The main purpose of this repo is to unify different stemming components based on its language.
This package is distributed over the packagist service for composer. In order to use this package composer must be installed.
composer require nadar/stemming
Using the stemmer for your desired language:
<?php
include 'vendor/autoload.php';
$stemmed = \Nadar\Stemming\Stemm::stem('drinking', 'en');
echo $stemmed; // output: "drink"
If your provided language could not be found, the original word will be returned.
You can also stem a whole phrase:
echo \Nadar\Stemming\Stemm::stemPhrase('I am playing drums', 'en');
Certain words are on the ignore list, valid for all languages, see Stemm::$ignore.

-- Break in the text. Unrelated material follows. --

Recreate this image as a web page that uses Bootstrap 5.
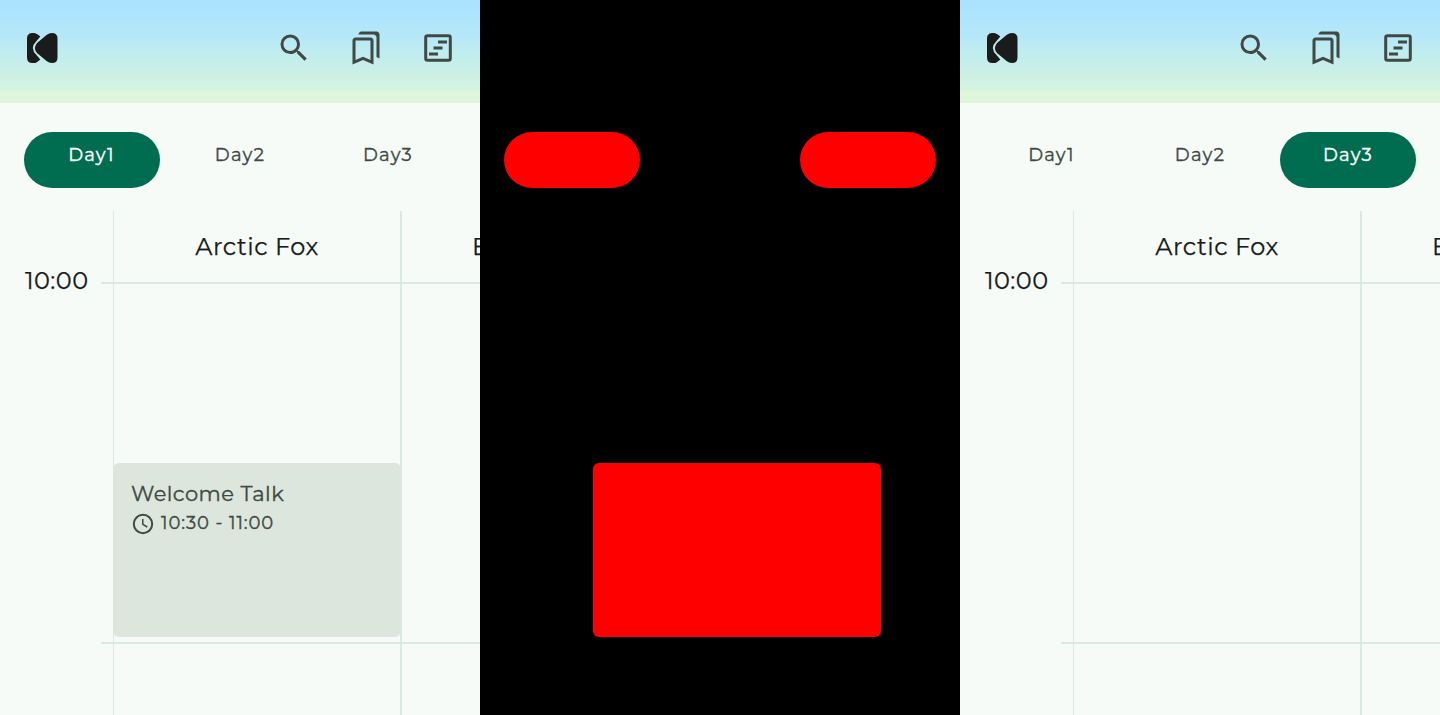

You can adjust that list with Stemm::$ignore = ['foo', 'bar']
.
- German Stemming: https://github.com/arisro/german-stemmer (Copyright (c) 2013 Aris Buzachis (buzachis.aris@gmail.com))
- English Stemming: https://tartarus.org/martin/PorterStemmer/php.txt (Copyright (c) 2005 Richard Heyes (http://www.phpguru.org/))
In order to test the libray run:
./vendor/bin/phpunit tests
in order to psr2 fix your code run:
./vendor/bin/php-cs-fixer fix src/